PRIVATE EYES is a confusing play. It's one of those high-concept, dense structure pieces that could well have started life as a crossword puzzle - the kind that you walk out of feeling like you've just passed (or failed) an exam. With this in mind, I have to question the casting for this production, which featured two Christians and three Lees (four, including crew). I would like to request that director Mr Christian Huber (there were two Hubers) spare a little thought for audience and critic alike, who have enough to do in decoding the play itself without tripping themselves up on the names of the actors. Or their interrelationships - for in an uncanny instance of life mirroring art, the luna-id ensemble (complicated by marriages, engagements and family relationships) was almost as convoluted as Steven Dietz's elaborate script.

In fact, attempting to recount the plot, just like they teach us in lesson one at reviewing school, would be a very silly thing here, so let's get more general. Basically, it's about rehearsing a play, but with issues of fidelity, perception of reality and just a hint of psychiatry and private dickery thrown in for good measure. Oh, and in line with the play's tag, "Lie to everyone but me", you should never believe anything they show you: the next scene will always point out the deception of the last, and then deceive you yet again.

Name jokes aside, Huber had managed to assemble an able cast whose lucid performances let the script shine through. The pacing was correct throughout and exchanges of dialogue ebbed and flowed organically. If the cast never quite sparkled, the fault could lie with the difficulty of the play, which is structured around successive layers of truth and falsehood, each of which requires a subtly different tone from the actors. Much of the potential for irony was lost as the performances largely veered from truthful (most of the play) to near-slapstick (those few scenes that were the most obviously mendacious).

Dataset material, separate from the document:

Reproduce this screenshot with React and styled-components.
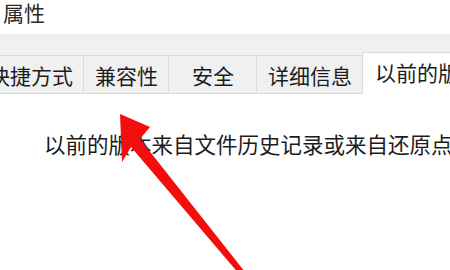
import styled, { createGlobalStyle } from "styled-components";

const GlobalStyle = createGlobalStyle`
  html, body {
    margin: 0;
    padding: 0;
    background: #ffffff;
    overflow: hidden;
  }
  * {
    box-sizing: border-box;
  }
`;

const Window = styled.div`
  position: relative;
  width: 450px;
  height: 270px;
  overflow: hidden;
  background: #ffffff;
  font-family: "Noto Sans CJK SC", "Noto Sans", sans-serif;
  color: #1c1c1c;
`;

const TitleBar = styled.div`
  height: 34px;
  padding-left: 3px;
  font-size: 21px;
  line-height: 24px;
  color: #2a2a2a;
  white-space: nowrap;
`;

const TabStrip = styled.div`
  display: flex;
  align-items: flex-start;
  padding-top: 21px;
  margin-left: -23px;
  background: #f0f0f0;
  border-bottom: 1px solid #d9d9d9;
  white-space: nowrap;
`;

const Tab = styled.div`
  flex: none;
  display: flex;
  align-items: center;
  justify-content: center;
  height: 38px;
  min-width: ${(p) => p.$minWidth || 0}px;
  margin-left: -1px;
  padding: 0 10px 0 11px;
  border: 1px solid #dadada;
  border-bottom: none;
  background: #f0f0f0;
  font-size: 21px;
  line-height: 24px;
  color: #1c1c1c;

  &:first-child {
    margin-left: 0;
  }

  &.active {
    height: 42px;
    margin-top: -3px;
    margin-bottom: -1px;
    align-items: flex-start;
    justify-content: flex-start;
    padding-top: 7px;
    padding-left: 12px;
    background: #ffffff;
    border-color: #d9d9d9;
  }
`;

const Content = styled.div`
  padding: 36px 0 0 44px;
  font-size: 21.5px;
  line-height: 28px;
  color: #1c1c1c;
  white-space: nowrap;
`;

const ArrowLayer = styled.svg`
  position: absolute;
  left: 0;
  top: 0;
  pointer-events: none;
`;

const tabs = [
  { label: "快捷方式" },
  { label: "兼容性" },
  { label: "安全", minWidth: 89 },
  { label: "详细信息" },
  { label: "以前的版本", active: true },
];

export default function App() {
  return (
    <>
      <GlobalStyle />
      <Window>
        <TitleBar>属性</TitleBar>
        <TabStrip>
          {tabs.map((t) => (
            <Tab
              key={t.label}
              className={t.active ? "active" : ""}
              $minWidth={t.minWidth}
            >
              {t.label}
            </Tab>
          ))}
        </TabStrip>
        <Content>以前的版本来自文件历史记录或来自还原点。</Content>
        <ArrowLayer width="450" height="270" viewBox="0 0 450 270">
          <polygon
            points="120,114 150,127 140,139 245,272 240,275 131,147 122,162"
            fill="#f40d0d"
          />
        </ArrowLayer>
      </Window>
    </>
  );
}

The deliciously ambiguous middle ground was left largely uncharted, to the detriment of the whole feel of the production.

>>'Huber had managed to assemble an able cast whose lucid performances let the script shine through'

Individual actors, too, had problems adapting themselves to the different moods of the play. Rasiah Raslyn Agatha was excellent as the waitress, bringing in energy and large-print comedy at exactly the point when it was needed; but as the theatre-director's vengeful wife in the second half, she couldn't pare down her performance enough to make it real.

Cordelia Fernandez Lee went in the opposite direction as the hypotenuse of a love triangle. Her performance had truth, but she was supposed to be playing an actress, and she suffered by rarely lifting herself above the prosaic. (And her lack of projection in a space as small as the Substation is really quite worrying.)

Christian and Justin Lee (no relation) did the best job of interpreting the text and portraying their characters (mind you, the former had the natural advantage of being called both Christian and Lee). Justin, playing the prick director, was irritating as hell - especially to this Brit reviewer, whose national stereotypes he successfully embodied. And Christian gave his character emotional substance and good timing, and was perhaps the best at reacting to the tonal requirements of the various scenes. But even these two could not quite fully capture the fluidity - the elusive mercurial quality that the script was looking for. They were rather good, certainly, but just missed excellent.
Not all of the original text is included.